Problem to work on:
Provide only the number of lines in the data below that contain the string "styles".

[Begin]

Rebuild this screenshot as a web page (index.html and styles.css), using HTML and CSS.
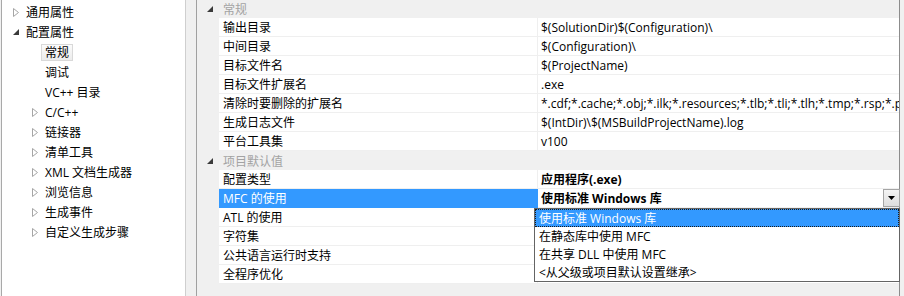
FILE: index.html
```html
<!DOCTYPE html>
<html lang="zh-CN">
<head>
<meta charset="utf-8">
<title>属性页</title>
<link rel="stylesheet" href="styles.css">
</head>
<body>
<div class="window">
  <div class="tree">
    <div class="node l0"><span class="tg"><svg width="6" height="9" viewBox="0 0 6 9"><polygon points="0.5,0.5 5.5,4.5 0.5,8.5" fill="#fff" stroke="#a6a6a6"/></svg></span><span class="lbl">通用属性</span></div>
    <div class="node l0"><span class="tg"><svg width="6" height="6" viewBox="0 0 6 6"><polygon points="6,0 6,6 0,6" fill="#3a3a3a"/></svg></span><span class="lbl">配置属性</span></div>
    <div class="node l1"><span class="tg"></span><span class="lbl sel">常规</span></div>
    <div class="node l1"><span class="tg"></span><span class="lbl">调试</span></div>
    <div class="node l1"><span class="tg"></span><span class="lbl">VC++ 目录</span></div>
    <div class="node l1"><span class="tg"><svg width="6" height="9" viewBox="0 0 6 9"><polygon points="0.5,0.5 5.5,4.5 0.5,8.5" fill="#fff" stroke="#a6a6a6"/></svg></span><span class="lbl">C/C++</span></div>
    <div class="node l1"><span class="tg"><svg width="6" height="9" viewBox="0 0 6 9"><polygon points="0.5,0.5 5.5,4.5 0.5,8.5" fill="#fff" stroke="#a6a6a6"/></svg></span><span class="lbl">链接器</span></div>
    <div class="node l1"><span class="tg"><svg width="6" height="9" viewBox="0 0 6 9"><polygon points="0.5,0.5 5.5,4.5 0.5,8.5" fill="#fff" stroke="#a6a6a6"/></svg></span><span class="lbl">清单工具</span></div>
    <div class="node l1"><span class="tg"><svg width="6" height="9" viewBox="0 0 6 9"><polygon points="0.5,0.5 5.5,4.5 0.5,8.5" fill="#fff" stroke="#a6a6a6"/></svg></span><span class="lbl">XML 文档生成器</span></div>
    <div class="node l1"><span class="tg"><svg width="6" height="9" viewBox="0 0 6 9"><polygon points="0.5,0.5 5.5,4.5 0.5,8.5" fill="#fff" stroke="#a6a6a6"/></svg></span><span class="lbl">浏览信息</span></div>
    <div class="node l1"><span class="tg"><svg width="6" height="9" viewBox="0 0 6 9"><polygon points="0.5,0.5 5.5,4.5 0.5,8.5" fill="#fff" stroke="#a6a6a6"/></svg></span><span class="lbl">生成事件</span></div>
    <div class="node l1"><span class="tg"><svg width="6" height="9" viewBox="0 0 6 9"><polygon points="0.5,0.5 5.5,4.5 0.5,8.5" fill="#fff" stroke="#a6a6a6"/></svg></span><span class="lbl">自定义生成步骤</span></div>
  </div>
  <div class="splitter"></div>
  <div class="grid">
    <div class="group first"><span class="gtg"><svg width="6" height="6" viewBox="0 0 6 6"><polygon points="6,0 6,6 0,6" fill="#3a3a3a"/></svg></span><span class="gname">常规</span></div>
    <div class="row"><div class="name">输出目录</div><div class="val">$(SolutionDir)$(Configuration)\</div></div>
    <div class="row"><div class="name">中间目录</div><div class="val">$(Configuration)\</div></div>
    <div class="row"><div class="name">目标文件名</div><div class="val">$(ProjectName)</div></div>
    <div class="row"><div class="name">目标文件扩展名</div><div class="val">.exe</div></div>
    <div class="row"><div class="name">清除时要删除的扩展名</div><div class="val">*.cdf;*.cache;*.obj;*.ilk;*.resources;*.tlb;*.tli;*.tlh;*.tmp;*.rsp;*.pgc;*.pgd;*.meta;$(TargetPath)</div></div>
    <div class="row"><div class="name">生成日志文件</div><div class="val">$(IntDir)\$(MSBuildProjectName).log</div></div>
    <div class="row"><div class="name">平台工具集</div><div class="val">v100</div></div>
    <div class="group"><span class="gtg"><svg width="6" height="6" viewBox="0 0 6 6"><polygon points="6,0 6,6 0,6" fill="#3a3a3a"/></svg></span><span class="gname">项目默认值</span></div>
    <div class="row"><div class="name">配置类型</div><div class="val bold">应用程序(.exe)</div></div>
    <div class="row active"><div class="name">MFC 的使用</div><div class="val bold combo">使用标准 Windows 库<span class="btn"><svg width="7" height="4" viewBox="0 0 7 4"><polygon points="0,0 7,0 3.5,4" fill="#000"/></svg></span>
      <div class="list">
        <div class="opt hi">使用标准 Windows 库</div>
        <div class="opt">在静态库中使用 MFC</div>
        <div class="opt">在共享 DLL 中使用 MFC</div>
        <div class="opt">&lt;从父级或项目默认设置继承&gt;</div>
      </div>
    </div></div>
    <div class="row"><div class="name">ATL 的使用</div><div class="val"></div></div>
    <div class="row"><div class="name">字符集</div><div class="val"></div></div>
    <div class="row"><div class="name">公共语言运行时支持</div><div class="val"></div></div>
    <div class="row"><div class="name">全程序优化</div><div class="val"></div></div>
  </div>
</div>
</body>
</html>
```

FILE: styles.css
```css
* { box-sizing: border-box; }

body {
  margin: 0;
  background: #f0f0f0;
  font-family: "Open Sans", "Noto Sans CJK SC", sans-serif;
  font-size: 12px;
  color: #000;
}

.window {
  display: flex;
  width: 904px;
  height: 296px;
  overflow: hidden;
}

/* left tree */
.tree {
  width: 185px;
  margin-left: 1px;
  border-left: 1px solid #a9a9a9;
  border-right: 1px solid #cfcfcf;
  background: #fff;
  padding-top: 2px;
}

.node {
  display: flex;
  align-items: center;
  height: 20px;
  white-space: nowrap;
}

.node.l0 { padding-left: 8px; }
.node.l1 { padding-left: 27px; }

.tg {
  width: 16px;
  height: 20px;
  display: flex;
  align-items: center;
  padding-left: 3px;
  flex: none;
}

.tg svg { display: block; }

.lbl {
  line-height: 16px;
  padding-top: 1px;
}

.lbl.sel {
  margin-left: -4px;
  padding: 1px 3px 0;
  line-height: 14px;
  border: 1px solid #d9d9d9;
  background: linear-gradient(#fbfbfb, #ececec);
}

.splitter {
  width: 11px;
  border-right: 1px solid #a0a0a0;
}

/* property grid */
.grid {
  width: 703px;
  border-right: 1px solid #8c8c8c;
  background: #f0f0f0;
}

.group {
  display: flex;
  align-items: center;
  height: 19px;
}

.group.first { margin-top: -1px; }

.gtg {
  width: 22px;
  display: flex;
  align-items: center;
  padding-left: 10px;
  flex: none;
}

.gtg svg { display: block; }

.gname {
  padding-left: 4px;
  padding-top: 2px;
  color: #a3a3a3;
  line-height: 16px;
}

.row {
  display: flex;
  height: 19px;
  padding-left: 22px;
}

.name {
  width: 319px;
  flex: none;
  background: #fff;
  border-bottom: 1px solid #efefef;
  border-right: 1px solid #efefef;
  padding-left: 4px;
  padding-top: 2px;
  line-height: 16px;
  white-space: nowrap;
  overflow: hidden;
}

.val {
  flex: 1;
  min-width: 0;
  background: #fff;
  border-bottom: 1px solid #efefef;
  padding-left: 3px;
  padding-top: 2px;
  line-height: 16px;
  white-space: nowrap;
  overflow: hidden;
}

.val.bold { font-weight: bold; }

.row.active .name {
  background: #3399ff;
  color: #fff;
  border-bottom-color: #3399ff;
  border-right-color: #3399ff;
}

.val.combo {
  position: relative;
  overflow: visible;
}

.btn {
  position: absolute;
  top: 0;
  right: -1px;
  width: 17px;
  height: 18px;
  border: 1px solid #a5a5a5;
  background: linear-gradient(#f4f4f4, #dedede);
  display: flex;
  align-items: center;
  justify-content: center;
}

.btn svg { display: block; }

.list {
  position: absolute;
  top: 19px;
  left: -4px;
  right: -1px;
  z-index: 2;
  background: #fff;
  border: 1px solid #646464;
  font-weight: normal;
}

.opt {
  height: 18px;
  line-height: 16px;
  padding-top: 2px;
  padding-left: 4px;
  white-space: nowrap;
}

.opt.hi {
  background: #3399ff;
  color: #fff;
  outline: 1px dotted #1a1a1a;
  outline-offset: -1px;
}
```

[End]

Solution to the problem:
3